The above governmental structure in New Delhi, the capital of the country and the seat of the central government, is replicated in the constituent units the states of the Indian Union.
Thus, corresponding to the Prime Minister and his Council of Ministers at the Centre, we have the Chief Minister heading a Ministerial Council in a state. Similarly, corresponding to the President at the Centre, we have the Governor as the symbolic, nominal executive in a state government. Like the figurehead President at the Centre, the Governor exercises substantial powers only in situations of emergence.
This, if you will notice, are the major details of the executive branch of a democratic government in India at the Centre and in the states. The legislature and the judiciary are the other two major organs of the government. Here, again a basic point to be noted by you is that the pattern at the Centre is duplicated in the states.

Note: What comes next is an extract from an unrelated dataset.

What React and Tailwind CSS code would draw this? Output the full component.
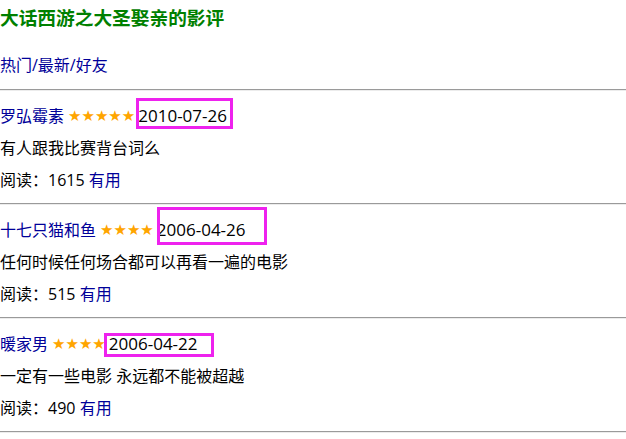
import React from 'react';

const reviews = [
  { name: '罗弘霉素', stars: 5, date: '2010-07-26', text: '有人跟我比赛背台词么', reads: 1615 },
  { name: '十七只猫和鱼', stars: 4, date: '2006-04-26', text: '任何时候任何场合都可以再看一遍的电影', reads: 515 },
  { name: '暖家男', stars: 4, date: '2006-04-22', text: '一定有一些电影 永远都不能被超越', reads: 490 },
];

// highlight boxes drawn over the date of each review
const marks = [
  'left-[136px] top-[98px] w-[97px] h-[31px]',
  'left-[157px] top-[207px] w-[110px] h-[38px]',
  'left-[104px] top-[333px] w-[110px] h-[24px]',
];

const Rule = () => <div className="h-[2px] border-t border-[#9a9a9a] border-b border-b-[#ececec]" />;

const App = () => {
  return (
    <div
      className="relative w-[626px] h-[439px] overflow-hidden bg-white text-black text-[16px]"
      style={{ fontFamily: '"Open Sans", "Noto Sans CJK SC", sans-serif' }}
    >
      <h3 className="mt-[6px] leading-[24px] text-[18.7px] font-bold text-[#008000]">大话西游之大圣娶亲的影评</h3>
      <div className="mt-[23px] leading-[24px] text-[#000099]">热门/最新/好友</div>
      <div className="mt-[12px]">
        <Rule />
        {reviews.map((r) => (
          <div key={r.name}>
            <div className="flex flex-col gap-[8px] pt-[13px] pb-[11px] leading-[24px]">
              <div className="h-[24px] flex items-center whitespace-nowrap leading-none">
                <span className="text-[#000099]">{r.name}</span>
                <span
                  className="ml-[4px] text-[#ffa500] text-[15px]"
                  style={{ fontFamily: '"DejaVu Sans", sans-serif' }}
                >
                  {'★'.repeat(r.stars)}
                </span>
                <span className="ml-[3px] -mt-[2px] text-[17px]">{r.date}</span>
              </div>
              <div>{r.text}</div>
              <div>
                阅读：{r.reads} <span className="text-[#000099]">有用</span>
              </div>
            </div>
            <Rule />
          </div>
        ))}
      </div>
      {marks.map((m) => (
        <div key={m} className={`absolute border-[3px] border-[#ee22ee] ${m}`} />
      ))}
    </div>
  );
};

export default App;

Thus, as regards the central legislature (Parliament), it is bicameral (two Houses) with a lower House (Lok Sabha or the House of the People) and an upper House (Rajya Sabha or the Council of Slates).
This pattern is seen in the slates where the lower House or chamber is the Assembly (Vidhan Sabha) and the upper House is the Legislative Council (Vidhan Parishad). It must be, however, mentioned here that some of the Indian states have a unicameral (one House only) legislature; they do not have the Vidhan Parishad.
Coming to the judiciary, again while the central court also the highest ranking court in the country is the Supreme Court (again located in New Delhi) headed by a Chief Justice assisted by other justices.
In the states, one has High Courts headed by the Chief Justice of the High Court and assisted by other judges Thus; you can see that our country has a well-defined government structure with the form and pattern at the Centre being duplicated in the states. Such a well- delineated structure normally facilitates the democratic process in a country.